**** Provided data

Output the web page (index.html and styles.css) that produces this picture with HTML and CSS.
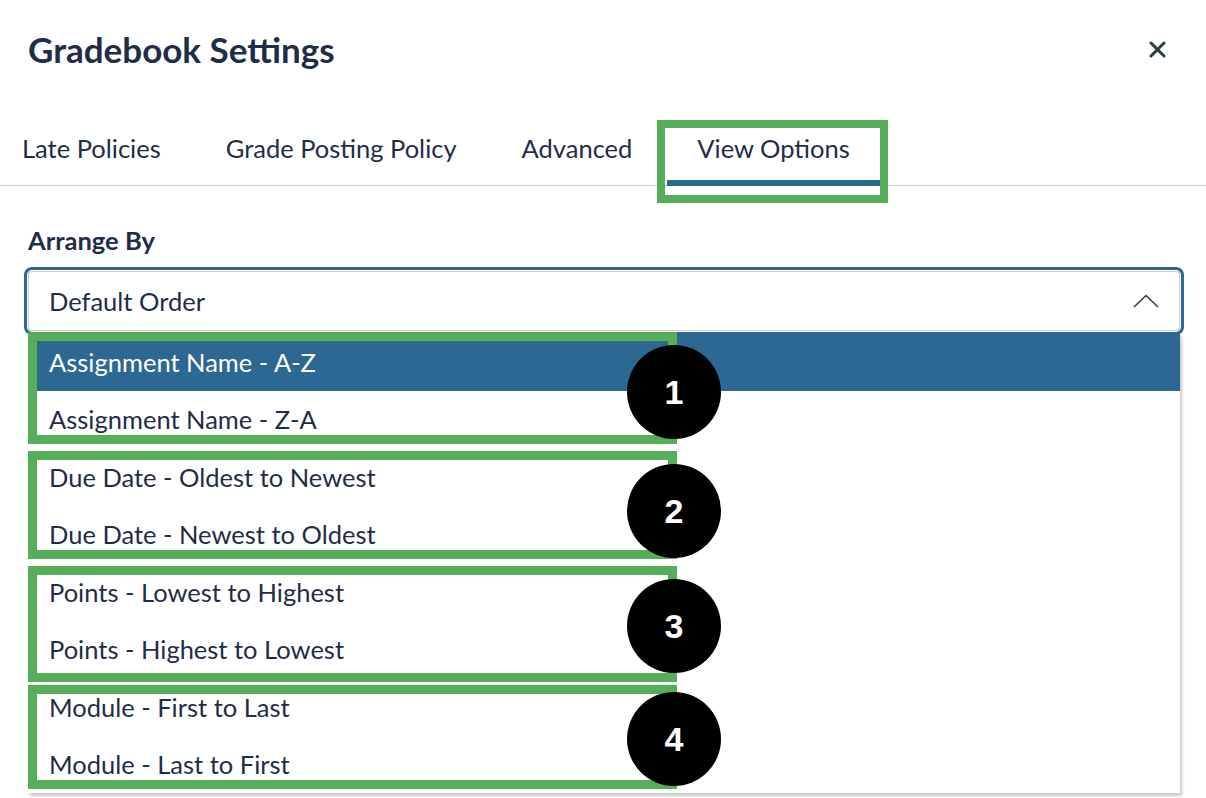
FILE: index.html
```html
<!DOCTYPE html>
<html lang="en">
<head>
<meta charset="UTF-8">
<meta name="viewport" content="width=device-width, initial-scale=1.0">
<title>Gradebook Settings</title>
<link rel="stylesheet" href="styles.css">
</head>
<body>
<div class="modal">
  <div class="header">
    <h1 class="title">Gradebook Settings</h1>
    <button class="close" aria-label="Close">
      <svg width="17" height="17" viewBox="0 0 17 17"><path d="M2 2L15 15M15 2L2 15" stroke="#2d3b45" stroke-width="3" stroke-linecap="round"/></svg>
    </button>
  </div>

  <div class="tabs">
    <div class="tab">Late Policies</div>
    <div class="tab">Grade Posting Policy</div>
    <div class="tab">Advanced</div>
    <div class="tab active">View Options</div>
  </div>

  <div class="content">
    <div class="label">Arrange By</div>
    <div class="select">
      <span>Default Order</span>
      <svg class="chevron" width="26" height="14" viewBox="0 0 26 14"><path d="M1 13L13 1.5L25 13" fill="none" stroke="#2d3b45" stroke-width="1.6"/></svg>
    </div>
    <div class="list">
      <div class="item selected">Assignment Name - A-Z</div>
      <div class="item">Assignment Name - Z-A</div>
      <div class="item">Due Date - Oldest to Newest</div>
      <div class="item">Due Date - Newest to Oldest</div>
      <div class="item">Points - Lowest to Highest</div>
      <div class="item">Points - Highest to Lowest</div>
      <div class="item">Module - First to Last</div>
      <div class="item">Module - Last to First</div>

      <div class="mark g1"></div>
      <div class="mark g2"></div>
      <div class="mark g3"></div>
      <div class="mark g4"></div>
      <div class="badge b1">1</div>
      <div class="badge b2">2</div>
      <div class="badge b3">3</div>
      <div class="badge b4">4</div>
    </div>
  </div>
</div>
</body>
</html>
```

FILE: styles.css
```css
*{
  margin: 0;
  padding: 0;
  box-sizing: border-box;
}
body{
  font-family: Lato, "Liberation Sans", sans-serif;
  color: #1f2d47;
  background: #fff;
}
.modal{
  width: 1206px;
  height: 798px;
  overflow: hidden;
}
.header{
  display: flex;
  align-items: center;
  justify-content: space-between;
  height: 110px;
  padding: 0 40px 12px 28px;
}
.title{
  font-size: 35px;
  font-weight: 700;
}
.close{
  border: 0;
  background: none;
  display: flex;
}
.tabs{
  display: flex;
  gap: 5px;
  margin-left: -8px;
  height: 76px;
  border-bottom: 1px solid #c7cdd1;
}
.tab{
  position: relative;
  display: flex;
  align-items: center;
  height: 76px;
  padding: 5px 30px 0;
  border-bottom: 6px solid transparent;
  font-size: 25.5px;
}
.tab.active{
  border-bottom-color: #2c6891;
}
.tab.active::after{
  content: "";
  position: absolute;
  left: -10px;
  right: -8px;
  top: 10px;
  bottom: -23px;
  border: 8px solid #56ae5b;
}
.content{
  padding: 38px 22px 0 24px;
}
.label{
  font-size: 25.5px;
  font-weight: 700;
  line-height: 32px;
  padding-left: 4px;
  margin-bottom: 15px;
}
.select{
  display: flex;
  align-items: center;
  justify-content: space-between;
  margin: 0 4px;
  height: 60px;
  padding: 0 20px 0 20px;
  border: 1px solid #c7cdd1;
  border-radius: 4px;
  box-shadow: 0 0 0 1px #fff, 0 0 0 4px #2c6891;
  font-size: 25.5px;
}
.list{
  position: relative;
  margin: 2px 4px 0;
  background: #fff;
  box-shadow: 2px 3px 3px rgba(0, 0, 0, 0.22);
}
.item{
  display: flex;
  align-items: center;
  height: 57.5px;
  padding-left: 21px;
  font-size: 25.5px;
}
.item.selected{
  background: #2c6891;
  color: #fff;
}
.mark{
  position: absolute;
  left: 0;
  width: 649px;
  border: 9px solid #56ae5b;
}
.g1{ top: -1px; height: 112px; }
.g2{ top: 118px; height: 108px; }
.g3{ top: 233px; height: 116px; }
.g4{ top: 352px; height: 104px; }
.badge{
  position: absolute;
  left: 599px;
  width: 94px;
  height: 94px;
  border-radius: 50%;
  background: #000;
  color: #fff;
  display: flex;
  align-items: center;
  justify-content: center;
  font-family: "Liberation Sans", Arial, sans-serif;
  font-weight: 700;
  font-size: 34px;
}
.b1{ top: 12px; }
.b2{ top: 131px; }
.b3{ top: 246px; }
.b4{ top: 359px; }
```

********

### Task requirements
Every line of the data should be copied as it stands, without the images.

### Response below
Output the web page (index.html and styles.css) that produces this picture with HTML and CSS.
FILE: index.html
```html
<!DOCTYPE html>
<html lang="en">
<head>
<meta charset="UTF-8">
<meta name="viewport" content="width=device-width, initial-scale=1.0">
<title>Gradebook Settings</title>
<link rel="stylesheet" href="styles.css">
</head>
<body>
<div class="modal">
  <div class="header">
    <h1 class="title">Gradebook Settings</h1>
    <button class="close" aria-label="Close">
      <svg width="17" height="17" viewBox="0 0 17 17"><path d="M2 2L15 15M15 2L2 15" stroke="#2d3b45" stroke-width="3" stroke-linecap="round"/></svg>
    </button>
  </div>

  <div class="tabs">
    <div class="tab">Late Policies</div>
    <div class="tab">Grade Posting Policy</div>
    <div class="tab">Advanced</div>
    <div class="tab active">View Options</div>
  </div>

  <div class="content">
    <div class="label">Arrange By</div>
    <div class="select">
      <span>Default Order</span>
      <svg class="chevron" width="26" height="14" viewBox="0 0 26 14"><path d="M1 13L13 1.5L25 13" fill="none" stroke="#2d3b45" stroke-width="1.6"/></svg>
    </div>
    <div class="list">
      <div class="item selected">Assignment Name - A-Z</div>
      <div class="item">Assignment Name - Z-A</div>
      <div class="item">Due Date - Oldest to Newest</div>
      <div class="item">Due Date - Newest to Oldest</div>
      <div class="item">Points - Lowest to Highest</div>
      <div class="item">Points - Highest to Lowest</div>
      <div class="item">Module - First to Last</div>
      <div class="item">Module - Last to First</div>

      <div class="mark g1"></div>
      <div class="mark g2"></div>
      <div class="mark g3"></div>
      <div class="mark g4"></div>
      <div class="badge b1">1</div>
      <div class="badge b2">2</div>
      <div class="badge b3">3</div>
      <div class="badge b4">4</div>
    </div>
  </div>
</div>
</body>
</html>
```

FILE: styles.css
```css
*{
  margin: 0;
  padding: 0;
  box-sizing: border-box;
}
body{
  font-family: Lato, "Liberation Sans", sans-serif;
  color: #1f2d47;
  background: #fff;
}
.modal{
  width: 1206px;
  height: 798px;
  overflow: hidden;
}
.header{
  display: flex;
  align-items: center;
  justify-content: space-between;
  height: 110px;
  padding: 0 40px 12px 28px;
}
.title{
  font-size: 35px;
  font-weight: 700;
}
.close{
  border: 0;
  background: none;
  display: flex;
}
.tabs{
  display: flex;
  gap: 5px;
  margin-left: -8px;
  height: 76px;
  border-bottom: 1px solid #c7cdd1;
}
.tab{
  position: relative;
  display: flex;
  align-items: center;
  height: 76px;
  padding: 5px 30px 0;
  border-bottom: 6px solid transparent;
  font-size: 25.5px;
}
.tab.active{
  border-bottom-color: #2c6891;
}
.tab.active::after{
  content: "";
  position: absolute;
  left: -10px;
  right: -8px;
  top: 10px;
  bottom: -23px;
  border: 8px solid #56ae5b;
}
.content{
  padding: 38px 22px 0 24px;
}
.label{
  font-size: 25.5px;
  font-weight: 700;
  line-height: 32px;
  padding-left: 4px;
  margin-bottom: 15px;
}
.select{
  display: flex;
  align-items: center;
  justify-content: space-between;
  margin: 0 4px;
  height: 60px;
  padding: 0 20px 0 20px;
  border: 1px solid #c7cdd1;
  border-radius: 4px;
  box-shadow: 0 0 0 1px #fff, 0 0 0 4px #2c6891;
  font-size: 25.5px;
}
.list{
  position: relative;
  margin: 2px 4px 0;
  background: #fff;
  box-shadow: 2px 3px 3px rgba(0, 0, 0, 0.22);
}
.item{
  display: flex;
  align-items: center;
  height: 57.5px;
  padding-left: 21px;
  font-size: 25.5px;
}
.item.selected{
  background: #2c6891;
  color: #fff;
}
.mark{
  position: absolute;
  left: 0;
  width: 649px;
  border: 9px solid #56ae5b;
}
.g1{ top: -1px; height: 112px; }
.g2{ top: 118px; height: 108px; }
.g3{ top: 233px; height: 116px; }
.g4{ top: 352px; height: 104px; }
.badge{
  position: absolute;
  left: 599px;
  width: 94px;
  height: 94px;
  border-radius: 50%;
  background: #000;
  color: #fff;
  display: flex;
  align-items: center;
  justify-content: center;
  font-family: "Liberation Sans", Arial, sans-serif;
  font-weight: 700;
  font-size: 34px;
}
.b1{ top: 12px; }
.b2{ top: 131px; }
.b3{ top: 246px; }
.b4{ top: 359px; }
```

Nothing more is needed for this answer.